Die Arbeit steht in direkter Fortsetzung der Kritik an der Identitätspolitik, wie sie in Auflehnung gegen den Mythos „Stonewall“ (nicht das Ereignis) Ende der 80er Jahre vornehmlich in den USA laut wurde. Neu innerhalb dieser Entmythologisierungs-Debatte ist die Art der Betrachtung, der Fokus auf das Performative, den Prozess der Darstellung schwuler Identitäten zwischen Konstruktion und Dekonstruktion. Neu und gewinnbringend ist auch der interdisziplinäre Ansatz, mit dem hier der Werk-Begriff der Literaturwissenschaften gesprengt wird, indem das Coming Out selbst zum Werk erklärt wird. Durch diesen Kunstgriff meisterlicher Hand eröffnet sich eine Fülle an Coming Out Material. Neben Lyrik, Prosa und Autobiografien sind es auch theoretische und politische Schriften, die analysiert werden, Ratgeber, Filme, Fernsehsendungen und Fotografien. Selbst das Internet und die eigenen Erfahrungen in der Szene bleiben nicht außen vor.

Der trockene und für Außenstehende oftmals nur schwer nachvollziehbare Theorie-Diskurs erhält gerade dadurch immer wieder so viel Saft, dass man als Normalsterbliche dranbleibt. Auch die klare Gliederung in drei ungefähr gleichgroße Teile mit einer Einleitung und einem Ausblick stimmt versöhnlich, weil dadurch die permanente Gefahr der Desorientierung innerhalb des philosophischen Diskurses weitestgehend gebannt ist. Nach einer historischen Analyse (Kapitel 2+3), in der das Konzept des Coming Out und seine Praxis in den vergangenen drei Jahrzehnten nachskizziert wird , untersucht Teil Zwei (Kapitel 4+5) in einem Theoriediskurs die Dialektik des Coming Out Prozesses im Spannungsfeld zwischen Normativität und der Ideologie, die das Coming Out selbst produziert. Dabei wird deutlich, wie das Bekenntnis zu einer politischen Strategie geworden ist, indem sich individuelle Lebensentwürfe politisierten. Mit der damit einhergehenden Zunahme an Normalisierung ging das subversive Potenzial immer mehr verloren, ist aber nicht völlig verschwunden, was Anlass zu Hoffnung gibt. Der dritte und letzte Teil (Kapitel 6) befasst sich schließlich mit den Motiven des Coming Out in seiner wandelnden Ästhetik. Wer sich hier ein bisschen mit Foucault auskennt, wird verstehen, wo die heutigen Grenzen der von ihm propagierten Technologie des Selbst liegen.

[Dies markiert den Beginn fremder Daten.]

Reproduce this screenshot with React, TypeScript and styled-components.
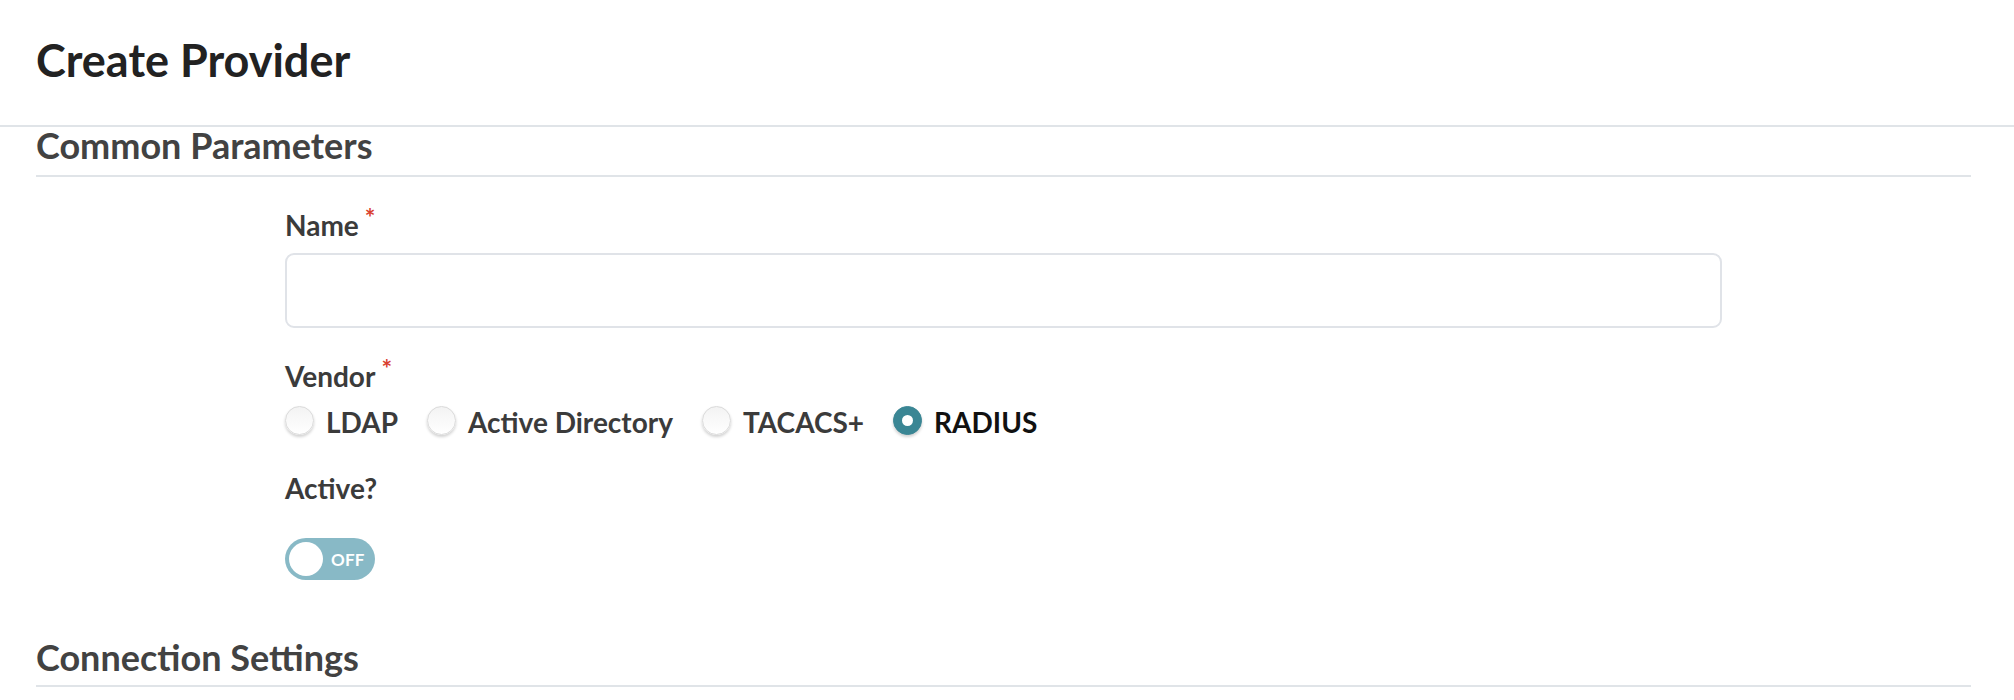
import React, { useState } from "react";
import styled, { createGlobalStyle } from "styled-components";

const GlobalStyle = createGlobalStyle`
  html, body {
    margin: 0;
    padding: 0;
    background: #ffffff;
    font-family: Lato, "Open Sans", "Liberation Sans", sans-serif;
  }
  * { box-sizing: border-box; }
`;

const Page = styled.div`
  width: 100%;
  min-height: 700px;
  background: #fff;
`;

const Header = styled.header`
  padding: 34px 36px 39px;
  border-bottom: 2px solid #e0e4e8;
`;

const Title = styled.h1`
  margin: 0;
  font-size: 45px;
  line-height: 52px;
  font-weight: 700;
  color: #222222;
`;

const Content = styled.main`
  padding: 0 43px 0 36px;
`;

const SectionTitle = styled.h2<{ $top?: number; $pad?: number }>`
  margin: ${(p) => p.$top ?? 0}px 0 0;
  padding-bottom: ${(p) => p.$pad ?? 12}px;
  font-size: 36px;
  line-height: 36px;
  font-weight: 700;
  color: #424242;
  border-bottom: 2px solid #e0e4e8;
`;

const FormColumn = styled.div`
  margin-left: 249px;
  width: 1437px;
  display: flex;
  flex-direction: column;
  padding-top: 31px;
`;

const FieldLabel = styled.label<{ $gap?: number }>`
  display: block;
  font-size: 28px;
  line-height: 34px;
  font-weight: 700;
  color: #3b3b3b;
  margin-bottom: ${(p) => p.$gap ?? 0}px;
`;

const Required = styled.span`
  color: #d9402f;
  font-size: 25px;
  line-height: 0;
  position: relative;
  top: -9px;
  margin-left: 6px;
`;

const TextInput = styled.input`
  width: 100%;
  height: 75px;
  border: 2px solid #e0e3e8;
  border-radius: 9px;
  background: #fff;
  font-family: inherit;
  font-size: 26px;
  padding: 0 18px;
  outline: none;
  margin-bottom: 31px;
`;

const RadioRow = styled.div`
  display: flex;
  align-items: center;
  gap: 29px;
  margin-top: 13px;
  margin-bottom: 33px;
`;

const RadioOption = styled.label<{ $checked: boolean }>`
  display: flex;
  align-items: center;
  gap: 12px;
  cursor: pointer;
  font-size: 28px;
  line-height: 32px;
  font-weight: 700;
  color: ${(p) => (p.$checked ? "#111111" : "#3b3b3b")};
`;

const RadioCircle = styled.span<{ $checked: boolean }>`
  position: relative;
  top: -2px;
  width: 29px;
  height: 29px;
  border-radius: 50%;
  flex: none;
  display: flex;
  align-items: center;
  justify-content: center;
  background: ${(p) =>
    p.$checked ? "#3a8694" : "linear-gradient(#f3f3f3, #ffffff)"};
  border: 1px solid ${(p) => (p.$checked ? "#3a8694" : "#dadada")};
  box-shadow: 0 2px 3px rgba(0, 0, 0, 0.18);
  &::after {
    content: "";
    display: ${(p) => (p.$checked ? "block" : "none")};
    width: 11px;
    height: 11px;
    border-radius: 50%;
    background: #ffffff;
  }
`;

const Toggle = styled.button<{ $on: boolean }>`
  margin-top: 33px;
  width: 90px;
  height: 42px;
  border-radius: 21px;
  border: none;
  padding: 0 4px;
  background: ${(p) => (p.$on ? "#3a8694" : "#88b9c6")};
  display: flex;
  align-items: center;
  gap: 8px;
  cursor: pointer;
`;

const Knob = styled.span`
  width: 34px;
  height: 34px;
  border-radius: 50%;
  background: #ffffff;
  flex: none;
`;

const ToggleText = styled.span`
  font-family: Lato, "Liberation Sans", sans-serif;
  font-size: 17px;
  font-weight: 700;
  color: #ffffff;
  letter-spacing: 0.2px;
`;

const vendors = ["LDAP", "Active Directory", "TACACS+", "RADIUS"];

export default function App() {
  const [vendor, setVendor] = useState("RADIUS");
  const [active, setActive] = useState(false);
  return (
    <Page>
      <GlobalStyle />
      <Header>
        <Title>Create Provider</Title>
      </Header>
      <Content>
        <SectionTitle>Common Parameters</SectionTitle>
        <FormColumn>
          <FieldLabel $gap={11}>
            Name<Required>*</Required>
          </FieldLabel>
          <TextInput type="text" />
          <FieldLabel>
            Vendor<Required>*</Required>
          </FieldLabel>
          <RadioRow>
            {vendors.map((v) => (
              <RadioOption
                key={v}
                $checked={vendor === v}
                onClick={() => setVendor(v)}
              >
                <RadioCircle $checked={vendor === v} />
                {v}
              </RadioOption>
            ))}
          </RadioRow>
          <FieldLabel>Active?</FieldLabel>
          <div>
            <Toggle $on={active} onClick={() => setActive(!active)}>
              <Knob />
              <ToggleText>{active ? "ON" : "OFF"}</ToggleText>
            </Toggle>
          </div>
        </FormColumn>
        <SectionTitle $top={59} $pad={10}>
          Connection Settings
        </SectionTitle>
      </Content>
    </Page>
  );
}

Leider wirkt das Vorhaben, möglichst viel in den Theorie-Diskurs einzubinden, am Ende doch mehr distanziert als teilnehmend. Das Versprechen persönlicher Anteilnahme wird nicht ganz eingelöst. Der Diskurs verlässt nicht wirklich den Schreibtisch, weshalb der Eindruck zurückbleibt, bei aller Bemühung nicht auf den Punkt gekommen zu sein. Wissenschaft und gelebtes Leben sind eben doch verschieden, und auch der für Frau Doktor typische Logorrhöe-Stil, die Lust am Gezwirbelten, wirkt da nicht gerade vermittelnd.

Die Arbeit ist dennoch ein Muss für alle, die schwulenpolitisch arbeiten, was immer auch heißt identitäten-politisch. Sie liest sich streckenweise auch richtig spannend. Als S-Bahn-Lektüre ist sie allerdings nur geeignet, wenn eine Einzelfahrt über mindestens fünfzehn Stationen geht. Da schafft die Normalsterbliche mit einiger Konzentration ungefähr zehn der 300 Seiten. Wenn keiner intelligent Akkordeon spielt oder blöd rumtuschelt.